The Depository Trust & Clearing Corporation, the backbone of U.S. securities settlement for nearly five decades, is moving beyond cautious observation into active experimentation with blockchain infrastructure. A cohort of nearly 40 financial institutions—including heavyweights like BlackRock, Goldman Sachs, and JPMorgan—has joined a structured pilot to evaluate tokenized equities and Treasury bonds on distributed ledger systems. This marks a significant inflection point: when custodians and clearinghouses that have resisted crypto narratives begin architecting blockchain implementations themselves, the infrastructure narrative shifts from speculation to institutional engineering.

The DTCC's involvement carries outsized weight because it processes roughly $2 quadrillion in securities annually, making it effectively the settlement layer for American capital markets.

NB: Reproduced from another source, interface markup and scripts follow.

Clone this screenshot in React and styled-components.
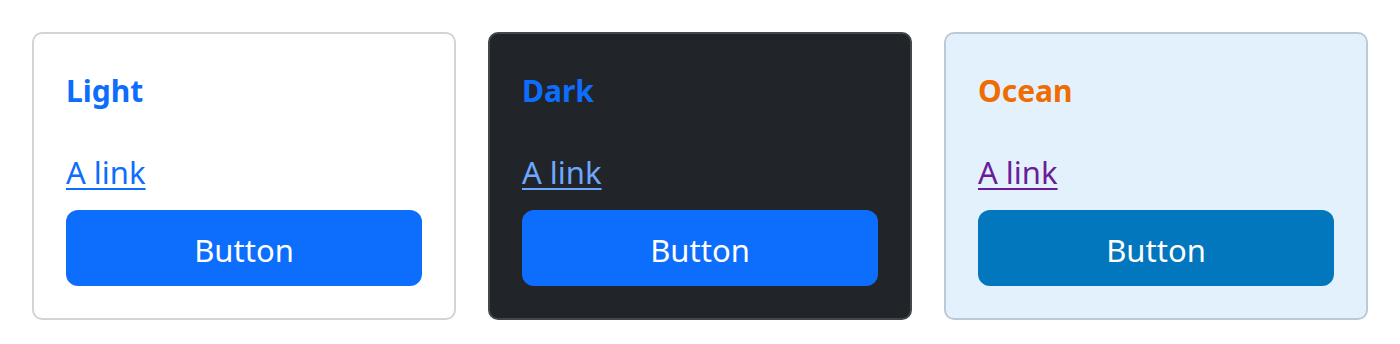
import styled, { createGlobalStyle } from "styled-components";

const GlobalStyle = createGlobalStyle`
  html, body {
    margin: 0;
    background: #fff;
  }
  body {
    font-family: "Segoe UI", "Noto Sans", "Liberation Sans", sans-serif;
  }
`;

const themes = {
  light: {
    bg: "#ffffff",
    border: "#d4d4d4",
    title: "#0d6efd",
    link: "#0d6efd",
    btn: "#0d6efd",
  },
  dark: {
    bg: "#212529",
    border: "#43474c",
    title: "#0d6efd",
    link: "#6ea8fe",
    btn: "#0d6efd",
  },
  ocean: {
    bg: "#e3f1fc",
    border: "#bccad8",
    title: "#ef6c00",
    link: "#6a1b9a",
    btn: "#0277bd",
  },
};

const Grid = styled.div`
  display: grid;
  grid-template-columns: repeat(3, 1fr);
  gap: 32px;
  padding: 32px;
`;

const Card = styled.div`
  display: flex;
  flex-direction: column;
  height: 288px;
  box-sizing: border-box;
  padding: 32px;
  border: 2px solid ${({ $t }) => $t.border};
  border-radius: 10px;
  background: ${({ $t }) => $t.bg};
`;

const Title = styled.h3`
  margin: 6px 0 38px;
  font-size: 30px;
  font-weight: 700;
  line-height: 38px;
  color: ${({ $t }) => $t.title};
`;

const Link = styled.a`
  display: block;
  width: fit-content;
  margin-bottom: 14px;
  font-size: 31px;
  line-height: 48px;
  color: ${({ $t }) => $t.link};
  text-decoration: underline;
  text-underline-offset: 4px;
  text-decoration-thickness: 2px;
`;

const Button = styled.button`
  width: 100%;
  height: 76px;
  padding: 4px 0 0;
  border: none;
  border-radius: 12px;
  background: ${({ $t }) => $t.btn};
  color: #fff;
  font-family: inherit;
  font-size: 31px;
  line-height: 48px;
`;

const cards = [
  { name: "Light", t: themes.light },
  { name: "Dark", t: themes.dark },
  { name: "Ocean", t: themes.ocean },
];

export default function App() {
  return (
    <>
      <GlobalStyle />
      <Grid>
        {cards.map((c) => (
          <Card key={c.name} $t={c.t}>
            <Title $t={c.t}>{c.name}</Title>
            <Link $t={c.t} href="#">
              A link
            </Link>
            <Button $t={c.t}>Button</Button>
          </Card>
        ))}
      </Grid>
    </>
  );
}
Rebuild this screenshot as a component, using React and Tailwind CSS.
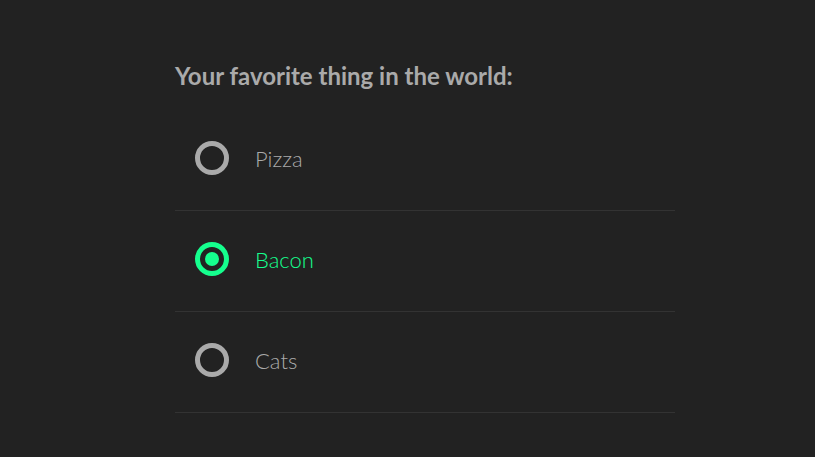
import React, { useState } from "react";

const options = ["Pizza", "Bacon", "Cats"];

const Radio = ({ checked }) => (
  <span
    className={`flex items-center justify-center size-[34px] rounded-full border-[5px] ${
      checked ? "border-[#15ff8e]" : "border-[#aaaaaa]"
    }`}
  >
    {checked && <span className="size-[14px] rounded-full bg-[#15ff8e]" />}
  </span>
);

export default function App() {
  const [selected, setSelected] = useState("Bacon");

  return (
    <div className="min-h-[457px] w-full bg-[#222222] font-['Lato',sans-serif]">
      <div className="w-[500px] ml-[175px] pt-[60px]">
        <h2 className="text-[24px] leading-[32px] font-bold text-[#aaaaaa]">
          Your favorite thing in the world:
        </h2>
        <div className="mt-[18px] flex flex-col">
          {options.map((option) => (
            <label
              key={option}
              className="flex items-center h-[101px] pl-[20px] pb-[4px] border-b border-[#333333] cursor-pointer"
              onClick={() => setSelected(option)}
            >
              <Radio checked={selected === option} />
              <span
                className={`ml-[26px] text-[22px] font-light ${
                  selected === option ? "text-[#15ff8e]" : "text-[#aaaaaa]"
                }`}
              >
                {option}
              </span>
            </label>
          ))}
        </div>
      </div>
    </div>
  );
}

Rather than adopting existing public blockchain networks—which many traditionalists view as regulatory wildcards—the DTCC is presumably testing private or consortium-based ledgers where participants can control data access and comply with existing regulatory frameworks. This pragmatic approach sidesteps ideological battles between blockchain purists and institutional gatekeepers. The pilot likely explores whether tokenization can reduce settlement times from the current T+1 standard toward near-instant clearing, compress operational complexity in corporate actions like dividend distributions, and simplify custody arrangements across multiple jurisdictions.

What makes this initiative structurally different from prior blockchain experiments in finance is the implicit acknowledgment that tokenization solves genuine operational problems—not as a speculative asset class, but as backend plumbing. When Goldman or JPMorgan test tokenized Treasuries, they're testing whether ledger-based record-keeping reduces counterparty risk in the triparty repo market or whether smart contracts can automate interest accrual and maturity handling. The stakes are higher, and so is the institutional credibility behind success metrics. Regulators are watching closely; successful implementation could accelerate SEC guidance on digital asset custody standards and Treasury policy on blockchain-native debt instruments.

The real tension lies in interoperability. If the DTCC's consortium tokenizes stocks on one ledger while other institutions build competing tokenization standards elsewhere, fragmentation becomes the enemy. The next eighteen months will reveal whether this pilot produces genuine industry convergence around shared technical standards, or whether it fragments into silos—each claiming institutional legitimacy but none achieving network effects necessary to replace legacy settlement infrastructure.